6) The Traditional Latin Mass conveys the dignity of the priesthood and its sacerdotal, hierarchical nature by the very structure of the Church. The sanctuary, reflecting the timeless of God and the fact that the Mass is the unbloody re-presentation of Calvary, is the "holy of holies" into only those males who are seen as the extension of the hands of the priest (who is a male because Our Lord came as a male) are permitted to enter and assist during the offering of Holy Mass. The faithful in the nave of the Church are thus set apart from the sanctuary, which is cordoned off, if you will, by the altar rail, signifying the distinction between time and eternity and the distinction between the sacerdotal priesthood of the ordained priest and the common priesthood the lay faithful by means of Baptism. There is no confusion as to the roles of the priest and the laity, clearly reflecting the hierarchy of God Himself and the sacrificial nature of the Mass.

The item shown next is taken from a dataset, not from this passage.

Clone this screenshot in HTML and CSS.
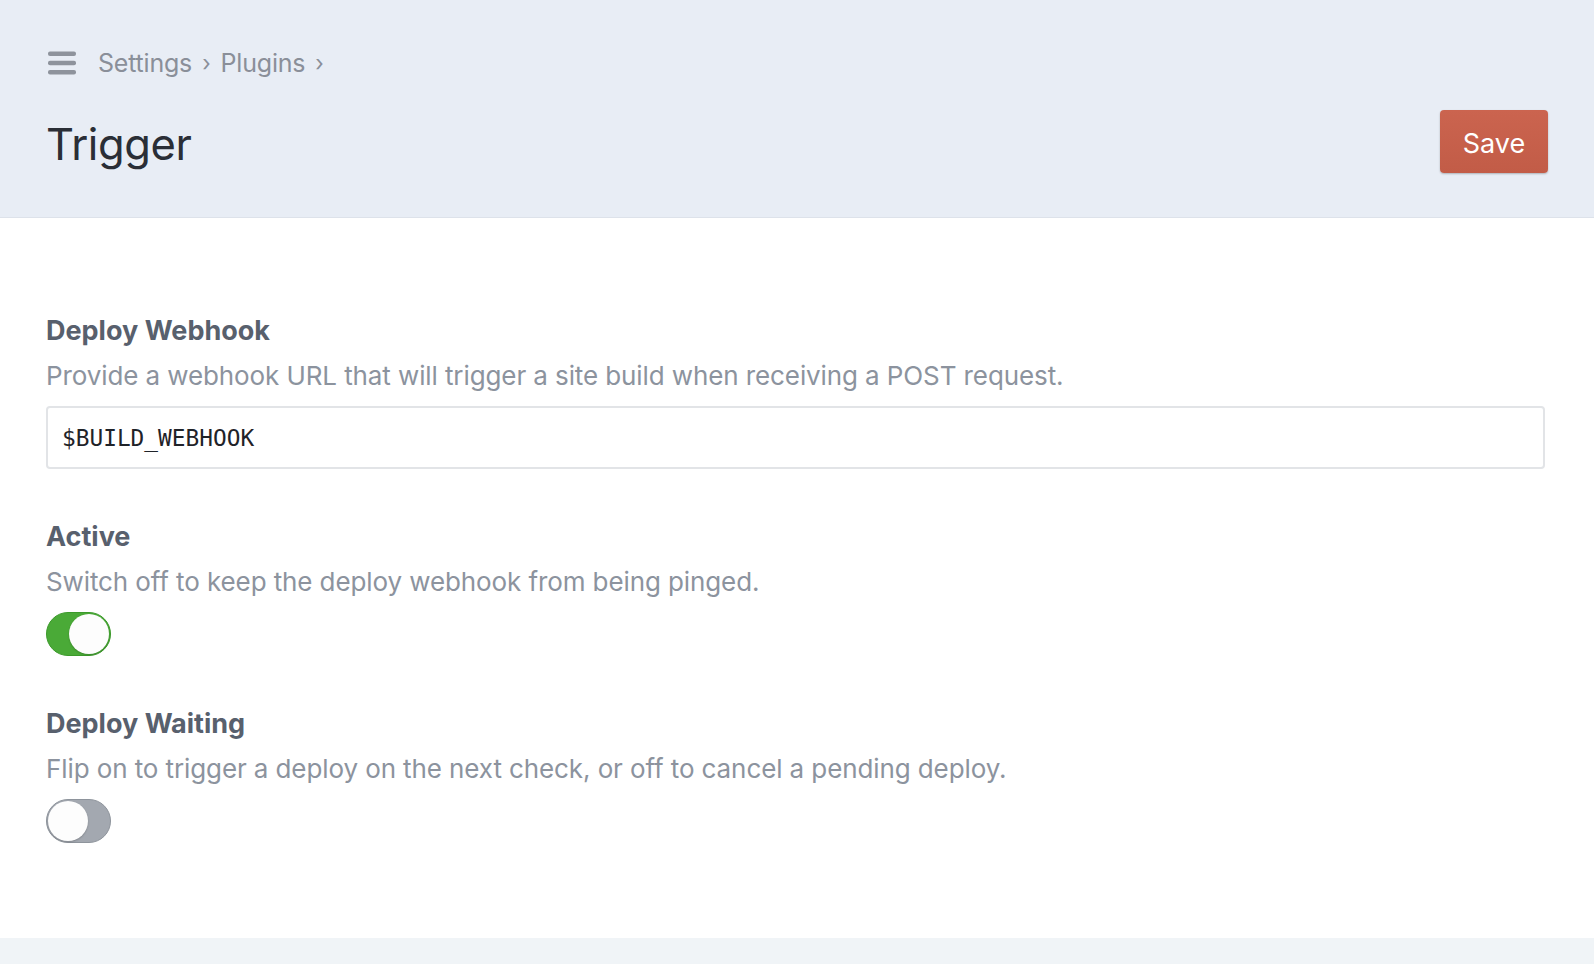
FILE: index.html
```html
<!DOCTYPE html>
<html lang="en">
<head>
<meta charset="utf-8">
<title>Trigger</title>
<link rel="stylesheet" href="styles.css">
</head>
<body>
<div class="page">
  <header class="header">
    <div class="crumbs">
      <svg class="menu" width="28" height="24" viewBox="0 0 28 24" aria-hidden="true">
        <rect x="0" y="0.5" width="28" height="4.5" rx="2" fill="#8e939c"/>
        <rect x="0" y="9.8" width="28" height="4.5" rx="2" fill="#8e939c"/>
        <rect x="0" y="19" width="28" height="4.5" rx="2" fill="#8e939c"/>
      </svg>
      <span class="crumb">Settings</span><span class="sep">›</span><span class="crumb">Plugins</span><span class="sep">›</span>
    </div>
    <div class="titlebar">
      <h1 class="title">Trigger</h1>
      <button class="save">Save</button>
    </div>
  </header>
  <main class="content">
    <div class="field">
      <div class="label">Deploy Webhook</div>
      <div class="desc">Provide a webhook URL that will trigger a site build when receiving a POST request.</div>
      <div class="input">$BUILD_WEBHOOK</div>
    </div>
    <div class="field">
      <div class="label">Active</div>
      <div class="desc">Switch off to keep the deploy webhook from being pinged.</div>
      <div class="toggle on"><span class="knob"></span></div>
    </div>
    <div class="field">
      <div class="label">Deploy Waiting</div>
      <div class="desc">Flip on to trigger a deploy on the next check, or off to cancel a pending deploy.</div>
      <div class="toggle off"><span class="knob"></span></div>
    </div>
  </main>
  <footer class="footer"></footer>
</div>
</body>
</html>
```
FILE: styles.css
```css
* { box-sizing: border-box; }
html, body { margin: 0; padding: 0; }
body {
  font-family: Inter, "Noto Sans", "Liberation Sans", sans-serif;
  background: #ffffff;
  color: #2a2e36;
}
.page {
  display: flex;
  flex-direction: column;
  min-height: 100vh;
}
.header {
  background: #e8edf5;
  border-bottom: 1px solid #dde2ea;
  padding: 45px 46px 44px 48px;
}
.crumbs {
  display: flex;
  align-items: center;
  height: 36px;
  font-size: 25px;
  color: #8a8f99;
}
.menu { display: block; margin-right: 22px; }
.crumb { letter-spacing: -0.2px; }
.sep { margin: 0 10px; font-size: 22px; }
.titlebar {
  display: flex;
  align-items: center;
  justify-content: space-between;
  margin-top: 29px;
  height: 63px;
}
.title {
  margin: 0 0 0 -2px;
  font-size: 43.5px;
  font-weight: 400;
  color: #2a2e36;
  letter-spacing: -0.4px;
  position: relative;
  top: 2px;
}
.save {
  width: 108px;
  height: 63px;
  border: none;
  border-radius: 4px;
  background: linear-gradient(#cb644f, #c25c47);
  color: #fff;
  font-family: inherit;
  font-size: 27px;
  box-shadow: 0 1px 2px rgba(0,0,0,0.25);
  padding: 4px 0 0;
}
.content {
  flex: 1;
  padding: 95px 49px 0 46px;
}
.field { margin-bottom: 50px; }
.label {
  font-size: 27px;
  line-height: 36px;
  font-weight: 700;
  color: #58606d;
  letter-spacing: 0;
}
.desc {
  margin-top: 9px;
  font-size: 26px;
  line-height: 36px;
  color: #8c939e;
  letter-spacing: -0.1px;
}
.input {
  margin-top: 12px;
  height: 63px;
  border: 2px solid #e2e4e7;
  border-radius: 4px;
  display: flex;
  align-items: center;
  padding: 0 14px;
  font-family: "DejaVu Sans Mono", "Liberation Mono", monospace;
  font-size: 22.8px;
  color: #1f2329;
}
.toggle {
  margin-top: 12px;
  width: 65px;
  height: 44px;
  border-radius: 22px;
  display: flex;
  align-items: center;
  padding: 0 1px;
}
.toggle.on {
  background: #4aaa37;
  border: 1.5px solid #3c9a2b;
  justify-content: flex-end;
}
.toggle.off {
  background: #a3a8b0;
  border: 1.5px solid #8e949c;
  justify-content: flex-start;
}
.knob {
  width: 40px;
  height: 40px;
  border-radius: 50%;
  background: #fdfdfd;
  box-shadow: 0 1px 2px rgba(0,0,0,0.2);
}
.footer {
  height: 26px;
  background: #f0f4f7;
}
```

7) The Traditional Latin Mass conveys stability in yet another sense: the same readings are read year in and year out. Repetition is the mother of learning. Knowing us to be such stupid and distracted creatures, God wants us immersed in the repetition of the same readings year in and year out, thus exposing us to the possibility of "getting it," say, after sixty or seventy years of hearing the same readings read year in and year out.

8) Finally, and please understand that this list is not exhaustive at all (I go into much greater detail in G.I.R.M. Warfare), that Catholics are less inclined to see the necessity of praying and working for the restoration of the Social Reign of Christ the King when the Mass at which they assist has dethroned His Kingly Dignity by instituting profane novelties (please see the horrors appended below) that actually enshrine the false values of the world. The Traditional Latin Mass conveys in all of its component parts, woven together so perfectly that it could not have been constructed by man synthetically, the Universal Kingship of Christ, Our High Priest and King. Make a mess of the Mass, make a mess of the Church and the world.

Cardinal Arinze, however, is caught up in the throes of a Revolution against the Faith, not realizing that he is involved in a revolution at all. He believes that there is some other cause for the decline in attendance at Holy Mass and the use of the Sacrament of Penance other than the warfare made against the perennial Tradition of the Catholic Church, expressed so perfectly and beautifully in the very Mass that Our Lord Himself taught the Apostles to say. He will search in vain for some other cause. Caught up in the Lockean trap of seeking structural solutions where none are to be found because none exist, Cardinal Arinze and his brother cardinals and bishops must convince themselves that have to "reform" a "reform" that was no reform at all but an attack on all that was authentically Catholic in the Holy Sacrifice of the Mass.

Doubt my word once again? Consider the words of Archbishop (then Monsignor) Annibale Bugnini, found in L'Osservatore Romano in March of 1965:

"We must strip from our Catholic prayers and from the Catholic liturgy everything which can be the shadow of a stumbling block for our separated brethren that is for the Protestants."

This "Humpty Dumpty" has fallen apart because it has been a bad egg from the very beginning, part of the adversary's efforts to undermine the Faith and to get believing Catholics to battle with each other, sometimes fiercely, almost all of the time as the revolutionaries progress with their agenda that blasphemes God and harms souls.